**WHAT THE TASK REQUIRES**
Pictures do not belong in your copy. Repeat all the other data exactly.
== PROVIDED MATERIAL ==
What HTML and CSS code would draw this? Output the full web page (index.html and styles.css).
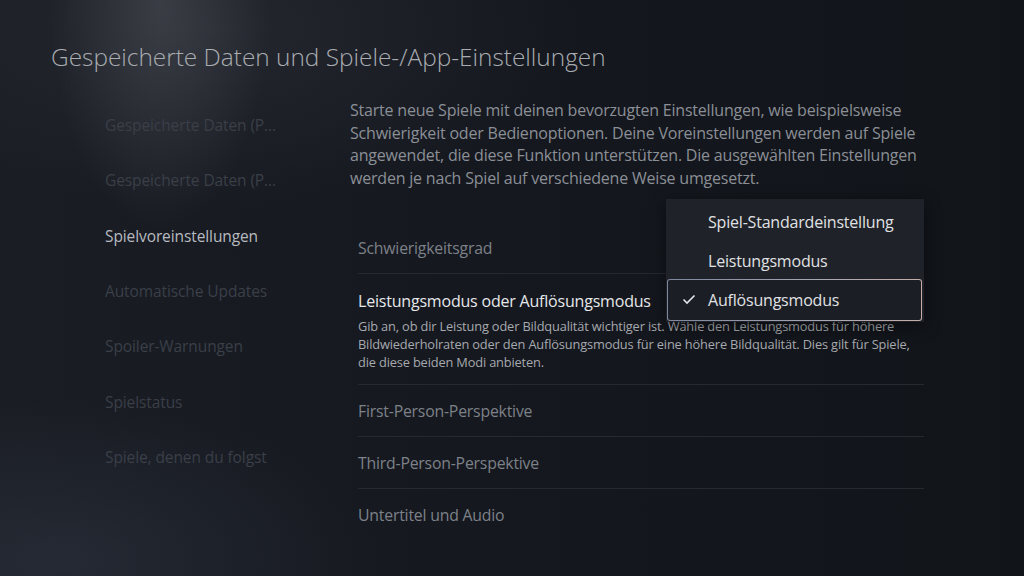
FILE: index.html
```html
<!DOCTYPE html>
<html lang="de">
<head>
    <meta charset="UTF-8">
    <meta name="viewport" content="width=device-width, initial-scale=1.0">
    <title>Spielvoreinstellungen</title>
    <link rel="stylesheet" href="styles.css">
</head>
<body>
    <div class="screen">
        <h1 class="page-title">Gespeicherte Daten und Spiele-/App-Einstellungen</h1>

        <div class="main">
            <nav class="side-menu">
                <div class="side-item" title="Gespeicherte Daten (PS5)">Gespeicherte Daten (P…</div>
                <div class="side-item" title="Gespeicherte Daten (PS4)">Gespeicherte Daten (P…</div>
                <div class="side-item active">Spielvoreinstellungen</div>
                <div class="side-item">Automatische Updates</div>
                <div class="side-item">Spoiler-Warnungen</div>
                <div class="side-item">Spielstatus</div>
                <div class="side-item">Spiele, denen du folgst</div>
            </nav>

            <div class="content">
                <p class="intro">
                    Starte neue Spiele mit deinen bevorzugten Einstellungen, wie beispielsweise<br>
                    Schwierigkeit oder Bedienoptionen. Deine Voreinstellungen werden auf Spiele<br>
                    angewendet, die diese Funktion unterstützen. Die ausgewählten Einstellungen<br>
                    werden je nach Spiel auf verschiedene Weise umgesetzt.
                </p>

                <div class="settings">
                    <div class="setting-row">
                        <div class="setting-label">Schwierigkeitsgrad</div>
                    </div>
                    <div class="setting-row focused">
                        <div class="setting-label">Leistungsmodus oder Auflösungsmodus</div>
                        <div class="setting-desc">
                            Gib an, ob dir Leistung oder Bildqualität wichtiger ist. Wähle den Leistungsmodus für höhere<br>
                            Bildwiederholraten oder den Auflösungsmodus für eine höhere Bildqualität. Dies gilt für Spiele,<br>
                            die diese beiden Modi anbieten.
                        </div>
                    </div>
                    <div class="setting-row">
                        <div class="setting-label">First-Person-Perspektive</div>
                    </div>
                    <div class="setting-row">
                        <div class="setting-label">Third-Person-Perspektive</div>
                    </div>
                    <div class="setting-row last">
                        <div class="setting-label">Untertitel und Audio</div>
                    </div>

                    <div class="dropdown">
                        <div class="dropdown-item">Spiel-Standardeinstellung</div>
                        <div class="dropdown-item second">Leistungsmodus</div>
                        <div class="dropdown-item selected">
                            <svg class="check" width="14" height="11" viewBox="0 0 14 11">
                                <polyline points="1.5,5.5 5,9 12.5,1.5" fill="none" stroke="#e4e5e8" stroke-width="1.6"/>
                            </svg>
                            Auflösungsmodus
                        </div>
                    </div>
                </div>
            </div>
        </div>
    </div>
</body>
</html>
```

FILE: styles.css
```css
html, body {
    margin: 0;
    padding: 0;
}
body {
    font-family: "Open Sans", "Noto Sans", sans-serif;
    background: #14171e;
    color: #e4e5e8;
    -webkit-font-smoothing: antialiased;
}
.screen {
    position: relative;
    width: 1024px;
    height: 576px;
    overflow: hidden;
    box-sizing: border-box;
    padding: 41px 0 0 51px;
    background:
        radial-gradient(ellipse 110px 230px at 160px 0px, rgba(120, 124, 132, 0.28), rgba(120, 124, 132, 0) 100%),
        radial-gradient(ellipse 360px 180px at 220px 30px, rgba(90, 94, 104, 0.18), rgba(90, 94, 104, 0) 100%),
        radial-gradient(ellipse 320px 160px at 60px 560px, rgba(60, 70, 86, 0.32), rgba(60, 70, 86, 0) 100%),
        linear-gradient(90deg, #1a1d24 0%, #15181f 45%, #111419 100%);
}
.page-title {
    margin: 0;
    font-size: 24.4px;
    font-weight: 300;
    line-height: 32px;
    color: #a9acb1;
}
.main {
    display: flex;
    margin-top: 26px;
}
.side-menu {
    width: 245px;
    margin-left: 54px;
    margin-top: -1.5px;
}
.side-item {
    height: 55.3px;
    display: flex;
    align-items: center;
    font-size: 15.5px;
    color: #3a3f48;
    letter-spacing: -0.1px;
    white-space: nowrap;
}
.side-item.active {
    color: #b7bac0;
}
.content {
    width: 574px;
}
.intro {
    margin: 0;
    font-size: 16px;
    line-height: 22.7px;
    color: #8b8f96;
    letter-spacing: -0.2px;
    white-space: nowrap;
}
.settings {
    position: relative;
    margin: 32px 0 0 8px;
    width: 566px;
}
.setting-row {
    padding: 15px 0 14px;
    border-bottom: 1px solid #252930;
}
.setting-row.last {
    border-bottom: none;
}
.setting-label {
    font-size: 15.8px;
    line-height: 22px;
    color: #7d8188;
    letter-spacing: -0.2px;
}
.setting-row.focused {
    padding-top: 16px;
    padding-bottom: 13px;
}
.setting-row.focused .setting-label {
    color: #e6e7ea;
    font-size: 16px;
}
.setting-desc {
    margin-top: 5px;
    font-size: 12.8px;
    line-height: 18px;
    color: #a6a9ae;
    white-space: nowrap;
    letter-spacing: -0.15px;
}
.dropdown {
    position: absolute;
    top: -23px;
    left: 308px;
    width: 258px;
    box-sizing: border-box;
    padding: 4px 2px 1px 1px;
    background: #1f2228;
    box-shadow: 0 4px 16px rgba(0, 0, 0, 0.45);
}
.dropdown-item {
    height: 38px;
    display: flex;
    align-items: center;
    padding-left: 41px;
    font-size: 16px;
    color: #e0e1e4;
    letter-spacing: -0.2px;
}
.dropdown-item.second {
    padding-top: 3px;
    box-sizing: border-box;
}
.dropdown-item.selected {
    position: relative;
    height: 42px;
    box-sizing: border-box;
    padding-left: 40px;
    border: 1.5px solid transparent;
    border-radius: 3px;
    background:
        linear-gradient(#1b1e24, #1b1e24) padding-box,
        linear-gradient(90deg, #7d879c, #a9a7b4 60%, #c7aca6) border-box;
}
.check {
    position: absolute;
    left: 14px;
    top: 14.5px;
}
```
===
**EXERCISE RESULT**
What HTML and CSS code would draw this? Output the full web page (index.html and styles.css).
FILE: index.html
```html
<!DOCTYPE html>
<html lang="de">
<head>
    <meta charset="UTF-8">
    <meta name="viewport" content="width=device-width, initial-scale=1.0">
    <title>Spielvoreinstellungen</title>
    <link rel="stylesheet" href="styles.css">
</head>
<body>
    <div class="screen">
        <h1 class="page-title">Gespeicherte Daten und Spiele-/App-Einstellungen</h1>

        <div class="main">
            <nav class="side-menu">
                <div class="side-item" title="Gespeicherte Daten (PS5)">Gespeicherte Daten (P…</div>
                <div class="side-item" title="Gespeicherte Daten (PS4)">Gespeicherte Daten (P…</div>
                <div class="side-item active">Spielvoreinstellungen</div>
                <div class="side-item">Automatische Updates</div>
                <div class="side-item">Spoiler-Warnungen</div>
                <div class="side-item">Spielstatus</div>
                <div class="side-item">Spiele, denen du folgst</div>
            </nav>

            <div class="content">
                <p class="intro">
                    Starte neue Spiele mit deinen bevorzugten Einstellungen, wie beispielsweise<br>
                    Schwierigkeit oder Bedienoptionen. Deine Voreinstellungen werden auf Spiele<br>
                    angewendet, die diese Funktion unterstützen. Die ausgewählten Einstellungen<br>
                    werden je nach Spiel auf verschiedene Weise umgesetzt.
                </p>

                <div class="settings">
                    <div class="setting-row">
                        <div class="setting-label">Schwierigkeitsgrad</div>
                    </div>
                    <div class="setting-row focused">
                        <div class="setting-label">Leistungsmodus oder Auflösungsmodus</div>
                        <div class="setting-desc">
                            Gib an, ob dir Leistung oder Bildqualität wichtiger ist. Wähle den Leistungsmodus für höhere<br>
                            Bildwiederholraten oder den Auflösungsmodus für eine höhere Bildqualität. Dies gilt für Spiele,<br>
                            die diese beiden Modi anbieten.
                        </div>
                    </div>
                    <div class="setting-row">
                        <div class="setting-label">First-Person-Perspektive</div>
                    </div>
                    <div class="setting-row">
                        <div class="setting-label">Third-Person-Perspektive</div>
                    </div>
                    <div class="setting-row last">
                        <div class="setting-label">Untertitel und Audio</div>
                    </div>

                    <div class="dropdown">
                        <div class="dropdown-item">Spiel-Standardeinstellung</div>
                        <div class="dropdown-item second">Leistungsmodus</div>
                        <div class="dropdown-item selected">
                            <svg class="check" width="14" height="11" viewBox="0 0 14 11">
                                <polyline points="1.5,5.5 5,9 12.5,1.5" fill="none" stroke="#e4e5e8" stroke-width="1.6"/>
                            </svg>
                            Auflösungsmodus
                        </div>
                    </div>
                </div>
            </div>
        </div>
    </div>
</body>
</html>
```

FILE: styles.css
```css
html, body {
    margin: 0;
    padding: 0;
}
body {
    font-family: "Open Sans", "Noto Sans", sans-serif;
    background: #14171e;
    color: #e4e5e8;
    -webkit-font-smoothing: antialiased;
}
.screen {
    position: relative;
    width: 1024px;
    height: 576px;
    overflow: hidden;
    box-sizing: border-box;
    padding: 41px 0 0 51px;
    background:
        radial-gradient(ellipse 110px 230px at 160px 0px, rgba(120, 124, 132, 0.28), rgba(120, 124, 132, 0) 100%),
        radial-gradient(ellipse 360px 180px at 220px 30px, rgba(90, 94, 104, 0.18), rgba(90, 94, 104, 0) 100%),
        radial-gradient(ellipse 320px 160px at 60px 560px, rgba(60, 70, 86, 0.32), rgba(60, 70, 86, 0) 100%),
        linear-gradient(90deg, #1a1d24 0%, #15181f 45%, #111419 100%);
}
.page-title {
    margin: 0;
    font-size: 24.4px;
    font-weight: 300;
    line-height: 32px;
    color: #a9acb1;
}
.main {
    display: flex;
    margin-top: 26px;
}
.side-menu {
    width: 245px;
    margin-left: 54px;
    margin-top: -1.5px;
}
.side-item {
    height: 55.3px;
    display: flex;
    align-items: center;
    font-size: 15.5px;
    color: #3a3f48;
    letter-spacing: -0.1px;
    white-space: nowrap;
}
.side-item.active {
    color: #b7bac0;
}
.content {
    width: 574px;
}
.intro {
    margin: 0;
    font-size: 16px;
    line-height: 22.7px;
    color: #8b8f96;
    letter-spacing: -0.2px;
    white-space: nowrap;
}
.settings {
    position: relative;
    margin: 32px 0 0 8px;
    width: 566px;
}
.setting-row {
    padding: 15px 0 14px;
    border-bottom: 1px solid #252930;
}
.setting-row.last {
    border-bottom: none;
}
.setting-label {
    font-size: 15.8px;
    line-height: 22px;
    color: #7d8188;
    letter-spacing: -0.2px;
}
.setting-row.focused {
    padding-top: 16px;
    padding-bottom: 13px;
}
.setting-row.focused .setting-label {
    color: #e6e7ea;
    font-size: 16px;
}
.setting-desc {
    margin-top: 5px;
    font-size: 12.8px;
    line-height: 18px;
    color: #a6a9ae;
    white-space: nowrap;
    letter-spacing: -0.15px;
}
.dropdown {
    position: absolute;
    top: -23px;
    left: 308px;
    width: 258px;
    box-sizing: border-box;
    padding: 4px 2px 1px 1px;
    background: #1f2228;
    box-shadow: 0 4px 16px rgba(0, 0, 0, 0.45);
}
.dropdown-item {
    height: 38px;
    display: flex;
    align-items: center;
    padding-left: 41px;
    font-size: 16px;
    color: #e0e1e4;
    letter-spacing: -0.2px;
}
.dropdown-item.second {
    padding-top: 3px;
    box-sizing: border-box;
}
.dropdown-item.selected {
    position: relative;
    height: 42px;
    box-sizing: border-box;
    padding-left: 40px;
    border: 1.5px solid transparent;
    border-radius: 3px;
    background:
        linear-gradient(#1b1e24, #1b1e24) padding-box,
        linear-gradient(90deg, #7d879c, #a9a7b4 60%, #c7aca6) border-box;
}
.check {
    position: absolute;
    left: 14px;
    top: 14.5px;
}
```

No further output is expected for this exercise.